Impact of Tobacco Smoking and Smoking Cessation on Cardiovascular Risk and Disease

Christopher Bullen

Disclosures

Expert Rev Cardiovasc Ther. 2008;6(6):883-895. 

In This Article

Five-year View

In 5 year's time, the demand for smoking cessation support will be far higher. Social attitudes towards tobacco smoking will have made smoking socially unacceptable in many countries. The range of safe and effective pharmacotherapies available to clinicians will have expanded significantly. Nicotine delivery systems, such as the nicotine oral pouch and novel inhaler devices (such as the ‘e-cigarette') that mimic more closely the speed and dose of nicotine delivery from cigarettes, will have emerged from the development pipeline. A wide range of nicotine delivery products will be widely available over the counter in retail outlets, hospitals, entertainment venues and airports without prescription. For heavily dependent smokers who simply cannot quit nicotine, a slow-release form such as in smokeless tobacco or nicotine patches will be available, with precautions, for use for long-term maintenance of nicotine addiction.

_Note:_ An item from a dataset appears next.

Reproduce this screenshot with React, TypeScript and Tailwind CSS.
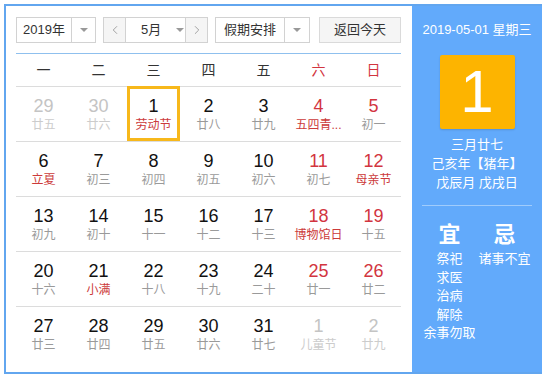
import { ChevronLeft, ChevronRight } from "lucide-react";

type Day = {
  n: number;
  sub: string;
  other?: boolean;
  redNum?: boolean;
  redSub?: boolean;
  selected?: boolean;
};

const weeks: Day[][] = [
  [
    { n: 29, sub: "廿五", other: true },
    { n: 30, sub: "廿六", other: true },
    { n: 1, sub: "劳动节", redSub: true, selected: true },
    { n: 2, sub: "廿八" },
    { n: 3, sub: "廿九" },
    { n: 4, sub: "五四青...", redNum: true, redSub: true },
    { n: 5, sub: "初一", redNum: true },
  ],
  [
    { n: 6, sub: "立夏", redSub: true },
    { n: 7, sub: "初三" },
    { n: 8, sub: "初四" },
    { n: 9, sub: "初五" },
    { n: 10, sub: "初六" },
    { n: 11, sub: "初七", redNum: true },
    { n: 12, sub: "母亲节", redNum: true, redSub: true },
  ],
  [
    { n: 13, sub: "初九" },
    { n: 14, sub: "初十" },
    { n: 15, sub: "十一" },
    { n: 16, sub: "十二" },
    { n: 17, sub: "十三" },
    { n: 18, sub: "博物馆日", redNum: true, redSub: true },
    { n: 19, sub: "十五", redNum: true },
  ],
  [
    { n: 20, sub: "十六" },
    { n: 21, sub: "小满", redSub: true },
    { n: 22, sub: "十八" },
    { n: 23, sub: "十九" },
    { n: 24, sub: "二十" },
    { n: 25, sub: "廿一", redNum: true },
    { n: 26, sub: "廿二", redNum: true },
  ],
  [
    { n: 27, sub: "廿三" },
    { n: 28, sub: "廿四" },
    { n: 29, sub: "廿五" },
    { n: 30, sub: "廿六" },
    { n: 31, sub: "廿七" },
    { n: 1, sub: "儿童节", other: true },
    { n: 2, sub: "廿九", other: true },
  ],
];

const weekdays = ["一", "二", "三", "四", "五", "六", "日"];

const Caret = () => (
  <span className="h-0 w-0 border-x-[4px] border-t-[4px] border-x-transparent border-t-[#999]" />
);

const DayCell = ({ d }: { d: Day }) => {
  const numColor = d.other ? "text-[#c4c4c4]" : d.redNum ? "text-[#d2353f]" : "text-[#111]";
  const subColor = d.other ? "text-[#cccccc]" : d.redSub ? "text-[#cc3a3a]" : "text-[#9a9a9a]";
  return (
    <div className="relative flex h-[54px] flex-col items-center justify-center">
      {d.selected && (
        <div className="absolute top-[-1px] bottom-0 left-[1px] right-[1px] border-[3px] border-[#f7b81b]" />
      )}
      <span className={`text-[18px] leading-[20px] font-['Liberation_Sans',sans-serif] ${numColor}`}>{d.n}</span>
      <span className={`mt-[1px] text-[12px] leading-[16px] ${subColor}`}>{d.sub}</span>
    </div>
  );
};

export default function App() {
  return (
    <div className="font-['Liberation_Sans','Noto_Sans_CJK_SC',sans-serif]">
      <div className="ml-[4px] mt-[4px] flex h-[370px] w-[538px] border-2 border-r-0 border-[#62a6ef]">
        {/* left: calendar */}
        <div className="w-[406px] pl-[10px] pr-[5px] pt-[11px]">
          <div className="flex h-[26px] items-stretch text-[13px] text-[#333]">
            <div className="flex w-[80px] border border-[#d2d2d2]">
              <span className="flex flex-1 items-center justify-center">2019年</span>
              <span className="flex w-[24px] items-center justify-center border-l border-[#d2d2d2]">
                <Caret />
              </span>
            </div>
            <div className="ml-[7px] flex w-[105px] border border-[#d2d2d2]">
              <span className="flex w-[22px] items-center justify-center bg-[#f5f5f5] border-r border-[#d2d2d2] text-[#888]">
                <ChevronLeft size={14} strokeWidth={1.3} />
              </span>
              <span className="flex flex-1 items-center pl-[15px]">
                5月
                <span className="ml-[15px] flex">
                  <Caret />
                </span>
              </span>
              <span className="flex w-[22px] items-center justify-center bg-[#f5f5f5] border-l border-[#d2d2d2] text-[#888]">
                <ChevronRight size={14} strokeWidth={1.3} />
              </span>
            </div>
            <div className="ml-[7px] flex w-[95px] border border-[#d2d2d2]">
              <span className="flex flex-1 items-center justify-center">假期安排</span>
              <span className="flex w-[25px] items-center justify-center border-l border-[#d2d2d2]">
                <Caret />
              </span>
            </div>
            <div className="ml-[9px] flex w-[82px] items-center justify-center border border-[#dadada] bg-[#f5f5f5]">
              返回今天
            </div>
          </div>

          <div className="mt-[10px] h-px w-[385px] bg-[#8fc0ee]" />

          <div className="grid h-[33px] w-[385px] grid-cols-7 border-b border-[#dcdcdc] text-[14px]">
            {weekdays.map((w, i) => (
              <div
                key={w}
                className={`flex items-center justify-center ${i >= 5 ? "text-[#d2353f]" : "text-[#333]"}`}
              >
                {w}
              </div>
            ))}
          </div>

          <div className="w-[385px]">
            {weeks.map((wk, i) => (
              <div
                key={i}
                className={`grid grid-cols-7 ${i < weeks.length - 1 ? "border-b border-[#dcdcdc]" : ""}`}
              >
                {wk.map((d, j) => (
                  <DayCell key={j} d={d} />
                ))}
              </div>
            ))}
          </div>
        </div>

        {/* right: detail panel */}
        <div className="flex w-[130px] flex-col items-center bg-[#62aafb] px-[10px] pt-[15px] text-white">
          <div className="text-[13px] leading-[18px]">2019-05-01 星期三</div>
          <div className="mt-[16px] flex h-[74px] w-[75px] items-center justify-center rounded-[2px] bg-[#fdb400] shadow-[0_1px_2px_rgba(0,0,0,0.15)]">
            <span className="text-[60px] leading-none font-['Liberation_Sans',sans-serif]">1</span>
          </div>
          <div className="mt-[6px] text-center text-[13px] leading-[19px]">
            <div>三月廿七</div>
            <div>己亥年【猪年】</div>
            <div>戊辰月 戊戌日</div>
          </div>
          <div className="mt-[13px] h-px w-full bg-white/40" />
          <div className="mt-[16px] grid w-full grid-cols-2">
            <div className="flex flex-col items-center">
              <span className="text-[22px] leading-[26px] font-bold">宜</span>
              <div className="mt-[2px] flex flex-col items-center text-[13px] leading-[18.5px]">
                <span>祭祀</span>
                <span>求医</span>
                <span>治病</span>
                <span>解除</span>
                <span>余事勿取</span>
              </div>
            </div>
            <div className="flex flex-col items-center">
              <span className="text-[22px] leading-[26px] font-bold">忌</span>
              <div className="mt-[2px] flex flex-col items-center text-[13px] leading-[18.5px]">
                <span>诸事不宜</span>
              </div>
            </div>
          </div>
        </div>
      </div>
    </div>
  );
}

A growth in understanding of the neurobiology of drug-dependence mechanisms will continue to point the way to new targets for the pharmacotherapy of tobacco dependence, adding to the number of drugs that follow from varenicline. A handful of nicotine vaccines will also be available that stimulate the production of antibodies to nicotine and restrict the amount of nicotine penetrating the brain, thus reducing the psychopharmacological responses to nicotine and reducing dopamine turnover in the nucleus accumbens.[146] While well tolerated, the antibody levels generated by these vaccines vary widely from individual to individual and are short-lived, so this approach will assist some smokers to quit but will have only a limited role in the primary prevention of smoking dependence.[147]

Other groups of agents likely to emerge from the development pipeline include those that interfere with the liver enzymes that metabolise nicotine, such as selegiline, a monoamine oxidase inhibitor used for the treatment of early-stage Parkinson's disease and senile dementia[148] and the next version of tetrahydrocannabinoid receptor blockers, the group to which rimonabant belongs, currently used for weight control but not licensed yet in the USA for cessation, despite evidence that it is effective.[149] Cytisine, the agent from which varenicline was developed, will have become widely available in lower-income countries.[150]

While such novel therapies and delivery systems are important, and more work is clearly needed to develop these, the key treatment challenge for the immediate and near future is to encourage clinicians to be more active in asking their patients if they smoke, giving brief advice to stop smoking and using existing treatments already available that are of proven acceptability, efficacy and safety.